Interesting fact: Angela is also a trained journalist and has a passion for environmental issues.
Mandy Haggith
Mandy is a lecturer in literature and creative writing at UHI Inverness. She lives on a wooded coastal croft in Assynt. This is her second shot at academia – the first time around involved a PhD in artificial intelligence, after which she spent twenty years as a freelance environmental activist and writer. She is interested in blurring boundaries, such as those between the arts and sciences, those between research, creative practice and teaching and those between work and play. Her first novel won the Robin Jenkins Literary Award for environmental writing in 2009 and she has been poet in residence at the Edinburgh Royal Botanic Gardens and Inverewe Gardens.
Mari Todd
Mari is part of the Psychology Team at UHI Inverness. Mari’s background includes working in community settings delivering health, wellbeing and environment initiatives. In a previous role within NHS Shetland wellbeing initiatives included delivery of community mental health and suicide prevention programmes which were then rolled out to the whole of Scotland (Mental Health First Aid and Applied Suicide Intervention Skills Programmes.
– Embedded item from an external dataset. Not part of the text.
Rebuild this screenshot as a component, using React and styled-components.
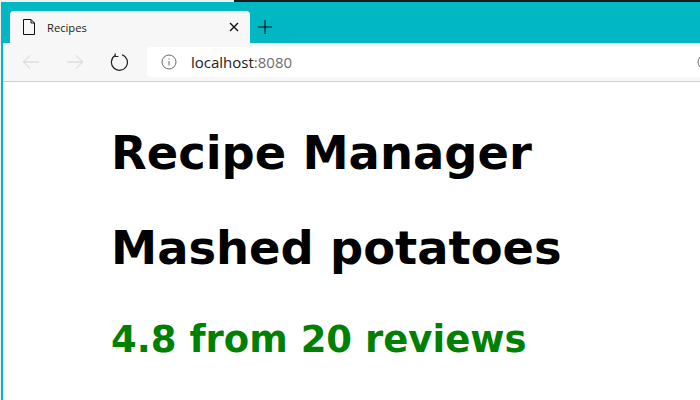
import React from 'react';
import styled, { createGlobalStyle } from 'styled-components';

const Global = createGlobalStyle`
  html, body { margin: 0; padding: 0; background: #fff; overflow: hidden; }
  #root { width: 700px; height: 400px; }
`;

const Desktop = styled.div`
  width: 700px;
  height: 400px;
  overflow: hidden;
  display: flex;
  flex-direction: column;
  background: #f0f0f0;
`;

const TopEdge = styled.div`
  height: 2px;
  flex: none;
  display: flex;
  background: #f0f0f0;
`;

const TopDark = styled.div`
  width: 466px;
  margin-left: auto;
  background: #1a1a1a;
`;

const Win = styled.div`
  flex: 1;
  min-height: 0;
  margin-left: 1px;
  display: flex;
  flex-direction: column;
  border-left: 2px solid #00b7c3;
`;

const TabStrip = styled.div`
  height: 41px;
  flex: none;
  background: #00b7c3;
  display: flex;
  align-items: flex-end;
  padding-left: 7px;
`;

const Tab = styled.div`
  width: 240px;
  height: 32px;
  background: #f7f7f7;
  border-radius: 4px 4px 0 0;
  display: flex;
  align-items: center;
  box-sizing: border-box;
  padding: 0 11px 0 12px;
`;

const TabTitle = styled.span`
  font: 11.2px "Open Sans", "Liberation Sans", sans-serif;
  color: #222;
  margin-left: 11px;
  flex: 1;
`;

const IconSvg = styled.svg`
  display: block;
  flex: none;
  fill: none;
`;

const NewTab = styled.div`
  margin: 0 0 4px 8px;
  height: 24px;
  display: flex;
  align-items: center;
`;

const Toolbar = styled.div`
  height: 39px;
  flex: none;
  box-sizing: border-box;
  background: #f7f7f7;
  border-bottom: 1px solid #d0d0d0;
  display: flex;
  align-items: center;
  padding-left: 19px;
`;

const NavButton = styled.div`
  width: ${p => p.$w}px;
  display: flex;
`;

const AddressBar = styled.div`
  flex: 1;
  height: 30px;
  background: #fff;
  border-radius: 4px 0 0 4px;
  display: flex;
  align-items: center;
  padding-left: 14px;
`;

const UrlHost = styled.span`
  font: 15px "Open Sans", "Liberation Sans", sans-serif;
  color: #222;
  margin-left: 14px;
`;

const UrlPort = styled.span`
  font: 15px "Open Sans", "Liberation Sans", sans-serif;
  color: #6e6e6e;
`;

const Clipped = styled.div`
  margin-left: auto;
  width: 3px;
  overflow: hidden;
`;

const Page = styled.main`
  flex: 1;
  padding: 0 0 0 108px;
  background: #fff;
  font-family: "DejaVu Sans", Verdana, sans-serif;
`;

const Heading = styled.h1`
  margin: ${p => p.$top}px 0 0;
  font-size: 46.4px;
  line-height: 56px;
  font-weight: 700;
  color: #000;
`;

const Rating = styled.h2`
  margin: 43px 0 0;
  font-size: 37px;
  line-height: 42px;
  font-weight: 700;
  color: #008000;
`;

const InfoIcon = ({ size = 16 }) => (
  <IconSvg width={size} height={size} viewBox="0 0 16 16" stroke="#6b6b6b" strokeWidth="1">
    <circle cx="8" cy="8" r="7" />
    <path d="M8 7v4.5M8 4.5v1.2" />
  </IconSvg>
);

export default function App() {
  return (
    <Desktop>
      <Global />
      <TopEdge><TopDark /></TopEdge>
      <Win>
        <TabStrip>
          <Tab>
            <IconSvg width="14" height="18" viewBox="0 0 14 18" stroke="#111" strokeWidth="1">
              <path d="M1.5 1.5h7.5l3.5 3.5v11.5h-11z M9 1.5v3.5h3.5" />
            </IconSvg>
            <TabTitle>Recipes</TabTitle>
            <IconSvg width="10" height="10" viewBox="0 0 10 10" stroke="#111" strokeWidth="1.4">
              <path d="M1 1l8 8M9 1l-8 8" />
            </IconSvg>
          </Tab>
          <NewTab>
            <IconSvg width="14" height="14" viewBox="0 0 14 14" stroke="#111" strokeWidth="1.1">
              <path d="M7 0v14M0 7h14" />
            </IconSvg>
          </NewTab>
        </TabStrip>
        <Toolbar>
          <NavButton $w={44}>
            <IconSvg width="18" height="16" viewBox="0 0 18 16" stroke="#d2d2d2" strokeWidth="1">
              <path d="M17 8H1.5M8 1.5L1.5 8L8 14.5" />
            </IconSvg>
          </NavButton>
          <NavButton $w={44}>
            <IconSvg width="18" height="16" viewBox="0 0 18 16" stroke="#d2d2d2" strokeWidth="1">
              <path d="M1 8h15.5M10 1.5L16.5 8L10 14.5" />
            </IconSvg>
          </NavButton>
          <NavButton $w={37}>
            <IconSvg width="18" height="18" viewBox="0 0 18 18" stroke="#222" strokeWidth="1.2">
              <path d="M5 2.6A8 8 0 1 0 12 1.7M5.2 0.5v3h3.2" />
            </IconSvg>
          </NavButton>
          <AddressBar>
            <InfoIcon />
            <UrlHost>localhost</UrlHost><UrlPort>:8080</UrlPort>
            <Clipped><InfoIcon /></Clipped>
          </AddressBar>
        </Toolbar>
        <Page>
          <Heading $top={43}>Recipe Manager</Heading>
          <Heading $top={39}>Mashed potatoes</Heading>
          <Rating>4.8 from 20 reviews</Rating>
        </Page>
      </Win>
    </Desktop>
  );
}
Other community health initiatives included walking for health initiatives and GP referral to exercise schemes. Mari has completed an MSc in Sport and Exercise Psychology where the research project explored the links between social identity, the coastal environment and health and wellbeing through the prism of coastal rowing.
More recent research includes taking a social identity approach to improving wellbeing and team functioning with NHS staff (Poster Presentation UHI Inverness 2023) and investigating the impact of the cost-of-living crisis on rural communities and sustainable behaviours. I am keen to continue to explore the link between the environment, wellbeing and sustainable behaviours and to embed consideration of sustainability into teaching.
Rosie Newman
Rosie is a lecturer in art and education at UHI Inverness. She teaches Research and Collaboration on the BA Contemporary Art program and 3D on NC art and Art & Design in Supported Education. She is a multidisciplinary, socially engaged artist/researcher with an interest in the role that art plays towards a more sustainable future, exploring phenomenological, psychological, and aesthetic connections between people and natural environments. Having recently attended the Scottish Sculpture Workshop, supported by the Visual Artists and Craft Makers Award, she took part in the Argyll Hope Spot artist's snorkelling residency, where she used steel headdresses to creatively explore the underwater marine environment of the first Hope spot in mainland UK, exhibiting at the Rockfield Centre 2023.
Aimee Harvey
Aimee is a Student Development Officer working in the UHI Student Experience Team. Her role in supporting and representing students has led to an increased focus on environment and sustainability related discussions and projects. As a result of this she set-up and coordinates the UHI Green Champions Network, which launched in September 2022.